"""

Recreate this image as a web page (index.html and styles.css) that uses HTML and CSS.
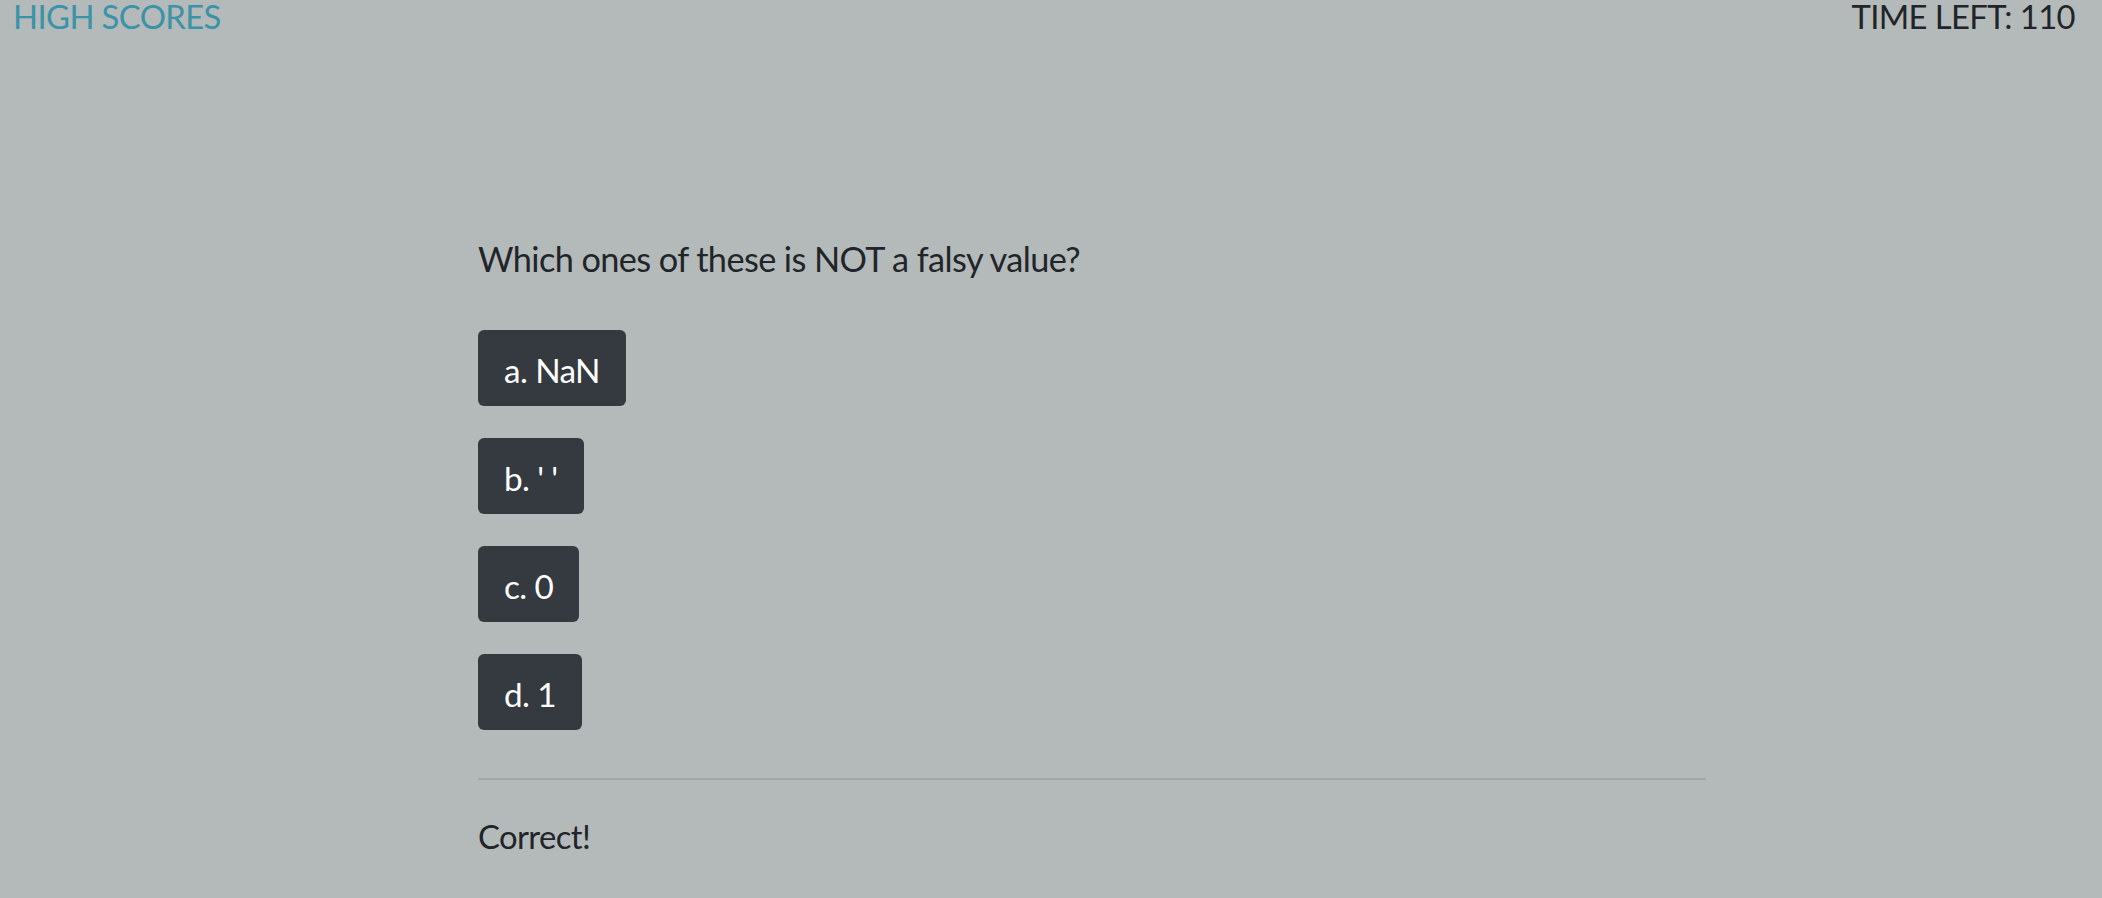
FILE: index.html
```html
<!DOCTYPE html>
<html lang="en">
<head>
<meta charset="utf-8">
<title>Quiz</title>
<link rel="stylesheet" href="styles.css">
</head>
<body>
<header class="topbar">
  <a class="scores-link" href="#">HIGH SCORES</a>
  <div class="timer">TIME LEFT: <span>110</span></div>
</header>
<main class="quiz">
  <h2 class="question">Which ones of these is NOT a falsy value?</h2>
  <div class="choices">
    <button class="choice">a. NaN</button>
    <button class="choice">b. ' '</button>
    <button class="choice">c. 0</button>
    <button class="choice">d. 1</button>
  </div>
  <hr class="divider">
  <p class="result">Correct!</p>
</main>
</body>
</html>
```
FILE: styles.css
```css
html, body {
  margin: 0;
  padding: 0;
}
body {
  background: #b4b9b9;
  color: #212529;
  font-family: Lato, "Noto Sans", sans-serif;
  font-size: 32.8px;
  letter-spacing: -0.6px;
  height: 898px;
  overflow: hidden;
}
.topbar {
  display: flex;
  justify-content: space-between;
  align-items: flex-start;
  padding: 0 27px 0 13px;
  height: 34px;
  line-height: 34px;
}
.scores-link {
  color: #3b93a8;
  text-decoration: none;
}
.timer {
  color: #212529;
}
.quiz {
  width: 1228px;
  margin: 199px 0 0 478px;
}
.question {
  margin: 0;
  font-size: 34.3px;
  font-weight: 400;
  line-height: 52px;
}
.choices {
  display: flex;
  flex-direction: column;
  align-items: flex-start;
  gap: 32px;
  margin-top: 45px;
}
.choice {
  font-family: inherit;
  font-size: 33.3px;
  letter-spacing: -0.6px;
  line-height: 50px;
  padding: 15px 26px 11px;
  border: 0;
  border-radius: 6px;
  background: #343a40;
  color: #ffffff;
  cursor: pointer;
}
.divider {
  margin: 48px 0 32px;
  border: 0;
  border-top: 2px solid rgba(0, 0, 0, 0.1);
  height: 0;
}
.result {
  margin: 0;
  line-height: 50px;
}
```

"""

* Your instructions
Show the lines of the data that hold the word "index".

* Solved exercise
Recreate this image as a web page (index.html and styles.css) that uses HTML and CSS.
FILE: index.html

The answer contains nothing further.